[START OF SOURCE RECORDS]

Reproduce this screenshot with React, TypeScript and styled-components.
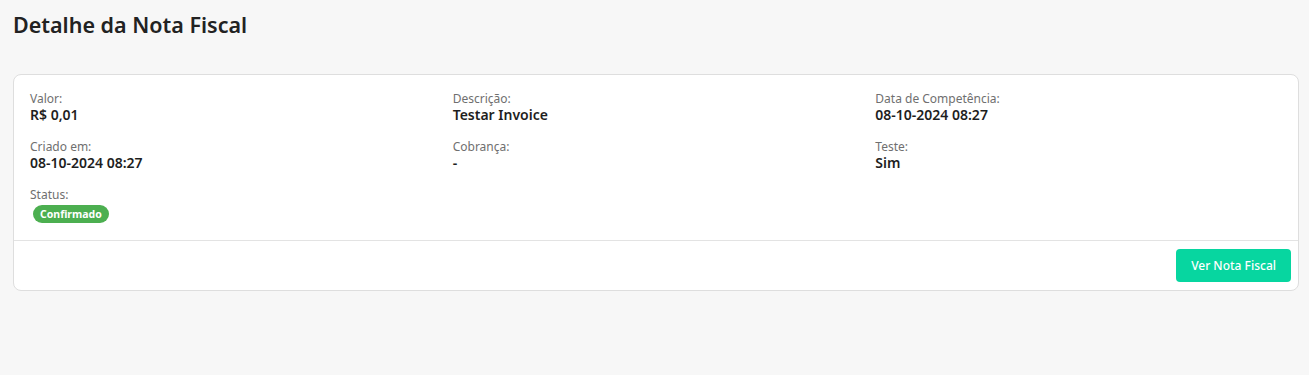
import React, { FC } from "react";
import styled, { createGlobalStyle } from "styled-components";

const GlobalStyle = createGlobalStyle`
  body {
    margin: 0;
    background: #f7f7f7;
    font-family: "Noto Sans", "Open Sans", sans-serif;
    color: #212529;
  }
`;

type Field = { label: string; value?: string; status?: string };

const fields: Field[] = [
  { label: "Valor:", value: "R$ 0,01" },
  { label: "Descrição:", value: "Testar Invoice" },
  { label: "Data de Competência:", value: "08-10-2024 08:27" },
  { label: "Criado em:", value: "08-10-2024 08:27" },
  { label: "Cobrança:", value: "-" },
  { label: "Teste:", value: "Sim" },
  { label: "Status:", status: "Confirmado" },
];

const App: FC = () => {
  return (
    <>
      <GlobalStyle />
      <Page>
        <Title>Detalhe da Nota Fiscal</Title>
        <Card>
          <Details>
            {fields.map((f) => (
              <Item key={f.label}>
                <Label>{f.label}</Label>
                {f.status ? <Badge>{f.status}</Badge> : <Value>{f.value}</Value>}
              </Item>
            ))}
          </Details>
          <Footer>
            <Button>Ver Nota Fiscal</Button>
          </Footer>
        </Card>
      </Page>
    </>
  );
};

export default App;

const Page = styled.main`
  display: flex;
  flex-direction: column;
  padding: 11px 10px 0 13px;
  min-height: 375px;
  box-sizing: border-box;
`;

const Title = styled.h1`
  margin: 0 0 35px;
  font-size: 21.5px;
  line-height: 28px;
  font-weight: 600;
  color: #222;
`;

const Card = styled.section`
  background: #fff;
  border: 1px solid #dedede;
  border-radius: 8px;
`;

const Details = styled.div`
  display: grid;
  grid-template-columns: repeat(3, 1fr);
  column-gap: 16px;
  row-gap: 16px;
  padding: 16px 16px 17px;
`;

const Item = styled.div`
  display: flex;
  flex-direction: column;
  align-items: flex-start;
`;

const Label = styled.span`
  font-size: 12px;
  line-height: 16px;
  color: #6f6f6f;
`;

const Value = styled.span`
  font-size: 14px;
  line-height: 16px;
  font-weight: 600;
  color: #1e1e1e;
`;

const Badge = styled.span`
  margin: 2px 0 0 3px;
  padding: 0 7px;
  height: 18px;
  line-height: 18px;
  border-radius: 9px;
  background: #4caf50;
  color: #fff;
  font-size: 10.5px;
  font-weight: 700;
`;

const Footer = styled.div`
  display: flex;
  justify-content: flex-end;
  padding: 8px 7px 8px;
  border-top: 1px solid #e3e3e3;
`;

const Button = styled.button`
  height: 33px;
  padding: 0 15px;
  border: none;
  border-radius: 4px;
  background: #07d6a0;
  color: #fff;
  font-family: inherit;
  font-size: 12px;
  font-weight: 500;
  cursor: pointer;
`;
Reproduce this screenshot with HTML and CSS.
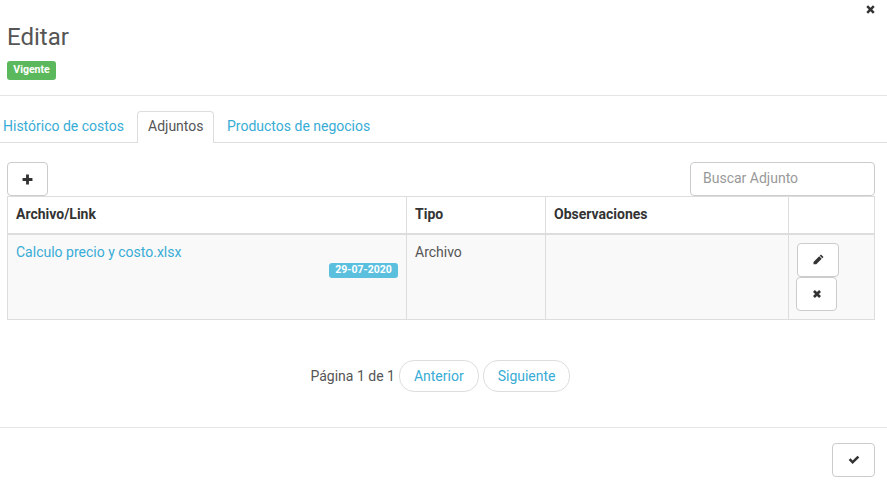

[END OF SOURCE RECORDS]

• **TASK GOAL**:
Transcribe the records word for word and include no pictures.

• **TASK RESULT**:
Reproduce this screenshot with React, TypeScript and styled-components.
import React, { FC } from "react";
import styled, { createGlobalStyle } from "styled-components";

const GlobalStyle = createGlobalStyle`
  body {
    margin: 0;
    background: #f7f7f7;
    font-family: "Noto Sans", "Open Sans", sans-serif;
    color: #212529;
  }
`;

type Field = { label: string; value?: string; status?: string };

const fields: Field[] = [
  { label: "Valor:", value: "R$ 0,01" },
  { label: "Descrição:", value: "Testar Invoice" },
  { label: "Data de Competência:", value: "08-10-2024 08:27" },
  { label: "Criado em:", value: "08-10-2024 08:27" },
  { label: "Cobrança:", value: "-" },
  { label: "Teste:", value: "Sim" },
  { label: "Status:", status: "Confirmado" },
];

const App: FC = () => {
  return (
    <>
      <GlobalStyle />
      <Page>
        <Title>Detalhe da Nota Fiscal</Title>
        <Card>
          <Details>
            {fields.map((f) => (
              <Item key={f.label}>
                <Label>{f.label}</Label>
                {f.status ? <Badge>{f.status}</Badge> : <Value>{f.value}</Value>}
              </Item>
            ))}
          </Details>
          <Footer>
            <Button>Ver Nota Fiscal</Button>
          </Footer>
        </Card>
      </Page>
    </>
  );
};

export default App;

const Page = styled.main`
  display: flex;
  flex-direction: column;
  padding: 11px 10px 0 13px;
  min-height: 375px;
  box-sizing: border-box;
`;

const Title = styled.h1`
  margin: 0 0 35px;
  font-size: 21.5px;
  line-height: 28px;
  font-weight: 600;
  color: #222;
`;

const Card = styled.section`
  background: #fff;
  border: 1px solid #dedede;
  border-radius: 8px;
`;

const Details = styled.div`
  display: grid;
  grid-template-columns: repeat(3, 1fr);
  column-gap: 16px;
  row-gap: 16px;
  padding: 16px 16px 17px;
`;

const Item = styled.div`
  display: flex;
  flex-direction: column;
  align-items: flex-start;
`;

const Label = styled.span`
  font-size: 12px;
  line-height: 16px;
  color: #6f6f6f;
`;

const Value = styled.span`
  font-size: 14px;
  line-height: 16px;
  font-weight: 600;
  color: #1e1e1e;
`;

const Badge = styled.span`
  margin: 2px 0 0 3px;
  padding: 0 7px;
  height: 18px;
  line-height: 18px;
  border-radius: 9px;
  background: #4caf50;
  color: #fff;
  font-size: 10.5px;
  font-weight: 700;
`;

const Footer = styled.div`
  display: flex;
  justify-content: flex-end;
  padding: 8px 7px 8px;
  border-top: 1px solid #e3e3e3;
`;

const Button = styled.button`
  height: 33px;
  padding: 0 15px;
  border: none;
  border-radius: 4px;
  background: #07d6a0;
  color: #fff;
  font-family: inherit;
  font-size: 12px;
  font-weight: 500;
  cursor: pointer;
`;
Reproduce this screenshot with HTML and CSS.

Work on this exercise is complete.